-- BEGIN RECORD LIST --

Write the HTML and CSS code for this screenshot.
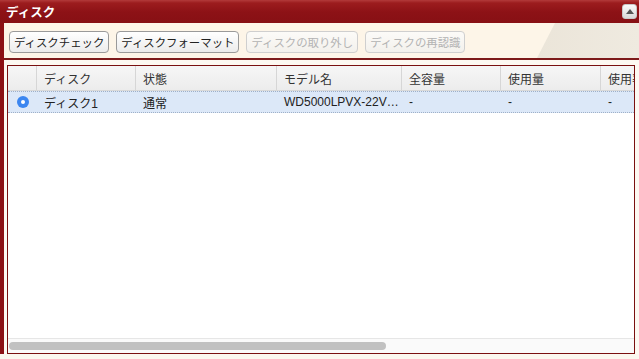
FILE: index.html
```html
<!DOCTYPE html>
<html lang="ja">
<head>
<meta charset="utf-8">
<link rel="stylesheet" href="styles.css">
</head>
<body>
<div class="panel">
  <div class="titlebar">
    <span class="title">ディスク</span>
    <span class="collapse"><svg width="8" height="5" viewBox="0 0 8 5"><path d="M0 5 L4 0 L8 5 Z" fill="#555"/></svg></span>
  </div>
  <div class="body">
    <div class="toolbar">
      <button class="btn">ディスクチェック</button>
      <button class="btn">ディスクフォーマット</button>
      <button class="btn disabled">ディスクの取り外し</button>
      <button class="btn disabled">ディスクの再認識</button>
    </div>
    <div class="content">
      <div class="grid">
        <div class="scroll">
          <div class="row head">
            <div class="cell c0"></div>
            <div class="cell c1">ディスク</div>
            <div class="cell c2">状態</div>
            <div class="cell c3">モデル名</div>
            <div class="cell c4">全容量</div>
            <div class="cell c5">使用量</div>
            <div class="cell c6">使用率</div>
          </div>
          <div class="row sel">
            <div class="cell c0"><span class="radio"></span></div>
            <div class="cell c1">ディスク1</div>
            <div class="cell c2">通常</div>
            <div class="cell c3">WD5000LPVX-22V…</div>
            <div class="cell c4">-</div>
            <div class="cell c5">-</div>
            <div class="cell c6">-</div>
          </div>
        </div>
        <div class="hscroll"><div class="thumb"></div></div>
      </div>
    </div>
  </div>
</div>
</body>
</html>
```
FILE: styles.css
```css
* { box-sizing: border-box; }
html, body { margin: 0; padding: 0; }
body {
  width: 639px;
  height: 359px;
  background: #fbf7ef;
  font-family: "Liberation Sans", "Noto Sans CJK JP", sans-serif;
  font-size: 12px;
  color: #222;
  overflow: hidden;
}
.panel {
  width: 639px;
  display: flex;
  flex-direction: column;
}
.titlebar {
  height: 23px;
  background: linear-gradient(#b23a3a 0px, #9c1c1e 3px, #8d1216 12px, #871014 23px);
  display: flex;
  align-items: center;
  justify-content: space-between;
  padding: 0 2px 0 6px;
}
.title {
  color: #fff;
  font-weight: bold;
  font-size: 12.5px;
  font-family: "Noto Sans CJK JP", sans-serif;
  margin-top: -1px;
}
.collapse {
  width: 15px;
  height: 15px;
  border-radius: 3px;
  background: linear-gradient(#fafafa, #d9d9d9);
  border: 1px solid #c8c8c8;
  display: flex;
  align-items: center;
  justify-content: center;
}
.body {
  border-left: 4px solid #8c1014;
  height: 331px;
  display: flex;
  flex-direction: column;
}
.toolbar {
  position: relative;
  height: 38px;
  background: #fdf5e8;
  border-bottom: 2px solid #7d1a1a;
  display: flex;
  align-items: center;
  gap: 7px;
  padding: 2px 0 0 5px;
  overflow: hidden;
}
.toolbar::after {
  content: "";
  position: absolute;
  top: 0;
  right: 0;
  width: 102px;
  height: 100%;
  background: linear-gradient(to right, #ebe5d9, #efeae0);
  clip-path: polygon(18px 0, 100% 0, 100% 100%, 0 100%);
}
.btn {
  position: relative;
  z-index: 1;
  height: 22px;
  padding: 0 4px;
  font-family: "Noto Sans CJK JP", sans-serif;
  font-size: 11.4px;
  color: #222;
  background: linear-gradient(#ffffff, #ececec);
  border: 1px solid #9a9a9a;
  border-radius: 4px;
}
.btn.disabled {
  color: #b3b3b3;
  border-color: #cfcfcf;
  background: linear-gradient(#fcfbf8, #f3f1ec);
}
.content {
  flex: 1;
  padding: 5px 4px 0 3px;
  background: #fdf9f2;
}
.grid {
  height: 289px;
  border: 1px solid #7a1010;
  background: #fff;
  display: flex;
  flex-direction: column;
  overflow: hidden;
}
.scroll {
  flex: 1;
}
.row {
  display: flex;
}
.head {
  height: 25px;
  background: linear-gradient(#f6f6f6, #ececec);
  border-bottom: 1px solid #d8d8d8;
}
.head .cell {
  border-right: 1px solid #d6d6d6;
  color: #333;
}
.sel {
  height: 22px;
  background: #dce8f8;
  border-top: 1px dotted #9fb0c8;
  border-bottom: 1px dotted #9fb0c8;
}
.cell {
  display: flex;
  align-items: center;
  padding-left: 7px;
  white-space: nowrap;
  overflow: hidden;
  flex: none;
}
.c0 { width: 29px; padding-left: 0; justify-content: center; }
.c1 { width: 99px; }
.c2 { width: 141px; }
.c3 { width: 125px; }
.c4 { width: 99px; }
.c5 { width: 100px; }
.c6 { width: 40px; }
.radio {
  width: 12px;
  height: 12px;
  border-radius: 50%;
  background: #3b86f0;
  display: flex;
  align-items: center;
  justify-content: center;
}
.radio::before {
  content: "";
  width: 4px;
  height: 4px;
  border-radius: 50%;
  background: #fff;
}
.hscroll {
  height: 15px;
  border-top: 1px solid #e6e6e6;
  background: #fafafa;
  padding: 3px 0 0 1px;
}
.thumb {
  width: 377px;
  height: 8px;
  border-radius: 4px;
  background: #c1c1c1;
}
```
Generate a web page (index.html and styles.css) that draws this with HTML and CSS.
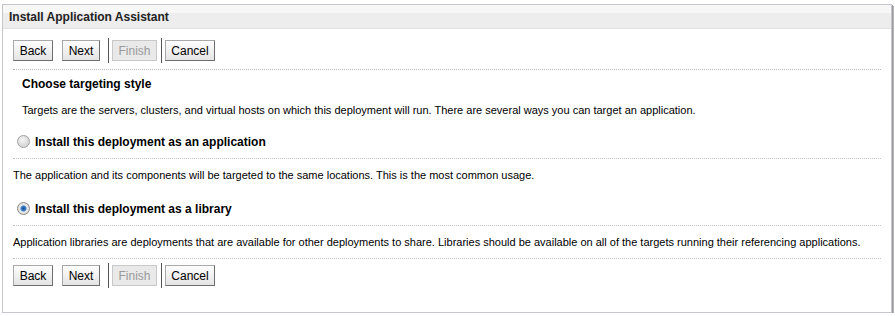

-- END RECORD LIST --

_TASK TO COMPLETE_: Write out again every line above exactly as given; the pictures do not belong in the copy.

_WRITTEN RESPONSE_:
Write the HTML and CSS code for this screenshot.
FILE: index.html
```html
<!DOCTYPE html>
<html lang="ja">
<head>
<meta charset="utf-8">
<link rel="stylesheet" href="styles.css">
</head>
<body>
<div class="panel">
  <div class="titlebar">
    <span class="title">ディスク</span>
    <span class="collapse"><svg width="8" height="5" viewBox="0 0 8 5"><path d="M0 5 L4 0 L8 5 Z" fill="#555"/></svg></span>
  </div>
  <div class="body">
    <div class="toolbar">
      <button class="btn">ディスクチェック</button>
      <button class="btn">ディスクフォーマット</button>
      <button class="btn disabled">ディスクの取り外し</button>
      <button class="btn disabled">ディスクの再認識</button>
    </div>
    <div class="content">
      <div class="grid">
        <div class="scroll">
          <div class="row head">
            <div class="cell c0"></div>
            <div class="cell c1">ディスク</div>
            <div class="cell c2">状態</div>
            <div class="cell c3">モデル名</div>
            <div class="cell c4">全容量</div>
            <div class="cell c5">使用量</div>
            <div class="cell c6">使用率</div>
          </div>
          <div class="row sel">
            <div class="cell c0"><span class="radio"></span></div>
            <div class="cell c1">ディスク1</div>
            <div class="cell c2">通常</div>
            <div class="cell c3">WD5000LPVX-22V…</div>
            <div class="cell c4">-</div>
            <div class="cell c5">-</div>
            <div class="cell c6">-</div>
          </div>
        </div>
        <div class="hscroll"><div class="thumb"></div></div>
      </div>
    </div>
  </div>
</div>
</body>
</html>
```
FILE: styles.css
```css
* { box-sizing: border-box; }
html, body { margin: 0; padding: 0; }
body {
  width: 639px;
  height: 359px;
  background: #fbf7ef;
  font-family: "Liberation Sans", "Noto Sans CJK JP", sans-serif;
  font-size: 12px;
  color: #222;
  overflow: hidden;
}
.panel {
  width: 639px;
  display: flex;
  flex-direction: column;
}
.titlebar {
  height: 23px;
  background: linear-gradient(#b23a3a 0px, #9c1c1e 3px, #8d1216 12px, #871014 23px);
  display: flex;
  align-items: center;
  justify-content: space-between;
  padding: 0 2px 0 6px;
}
.title {
  color: #fff;
  font-weight: bold;
  font-size: 12.5px;
  font-family: "Noto Sans CJK JP", sans-serif;
  margin-top: -1px;
}
.collapse {
  width: 15px;
  height: 15px;
  border-radius: 3px;
  background: linear-gradient(#fafafa, #d9d9d9);
  border: 1px solid #c8c8c8;
  display: flex;
  align-items: center;
  justify-content: center;
}
.body {
  border-left: 4px solid #8c1014;
  height: 331px;
  display: flex;
  flex-direction: column;
}
.toolbar {
  position: relative;
  height: 38px;
  background: #fdf5e8;
  border-bottom: 2px solid #7d1a1a;
  display: flex;
  align-items: center;
  gap: 7px;
  padding: 2px 0 0 5px;
  overflow: hidden;
}
.toolbar::after {
  content: "";
  position: absolute;
  top: 0;
  right: 0;
  width: 102px;
  height: 100%;
  background: linear-gradient(to right, #ebe5d9, #efeae0);
  clip-path: polygon(18px 0, 100% 0, 100% 100%, 0 100%);
}
.btn {
  position: relative;
  z-index: 1;
  height: 22px;
  padding: 0 4px;
  font-family: "Noto Sans CJK JP", sans-serif;
  font-size: 11.4px;
  color: #222;
  background: linear-gradient(#ffffff, #ececec);
  border: 1px solid #9a9a9a;
  border-radius: 4px;
}
.btn.disabled {
  color: #b3b3b3;
  border-color: #cfcfcf;
  background: linear-gradient(#fcfbf8, #f3f1ec);
}
.content {
  flex: 1;
  padding: 5px 4px 0 3px;
  background: #fdf9f2;
}
.grid {
  height: 289px;
  border: 1px solid #7a1010;
  background: #fff;
  display: flex;
  flex-direction: column;
  overflow: hidden;
}
.scroll {
  flex: 1;
}
.row {
  display: flex;
}
.head {
  height: 25px;
  background: linear-gradient(#f6f6f6, #ececec);
  border-bottom: 1px solid #d8d8d8;
}
.head .cell {
  border-right: 1px solid #d6d6d6;
  color: #333;
}
.sel {
  height: 22px;
  background: #dce8f8;
  border-top: 1px dotted #9fb0c8;
  border-bottom: 1px dotted #9fb0c8;
}
.cell {
  display: flex;
  align-items: center;
  padding-left: 7px;
  white-space: nowrap;
  overflow: hidden;
  flex: none;
}
.c0 { width: 29px; padding-left: 0; justify-content: center; }
.c1 { width: 99px; }
.c2 { width: 141px; }
.c3 { width: 125px; }
.c4 { width: 99px; }
.c5 { width: 100px; }
.c6 { width: 40px; }
.radio {
  width: 12px;
  height: 12px;
  border-radius: 50%;
  background: #3b86f0;
  display: flex;
  align-items: center;
  justify-content: center;
}
.radio::before {
  content: "";
  width: 4px;
  height: 4px;
  border-radius: 50%;
  background: #fff;
}
.hscroll {
  height: 15px;
  border-top: 1px solid #e6e6e6;
  background: #fafafa;
  padding: 3px 0 0 1px;
}
.thumb {
  width: 377px;
  height: 8px;
  border-radius: 4px;
  background: #c1c1c1;
}
```
Generate a web page (index.html and styles.css) that draws this with HTML and CSS.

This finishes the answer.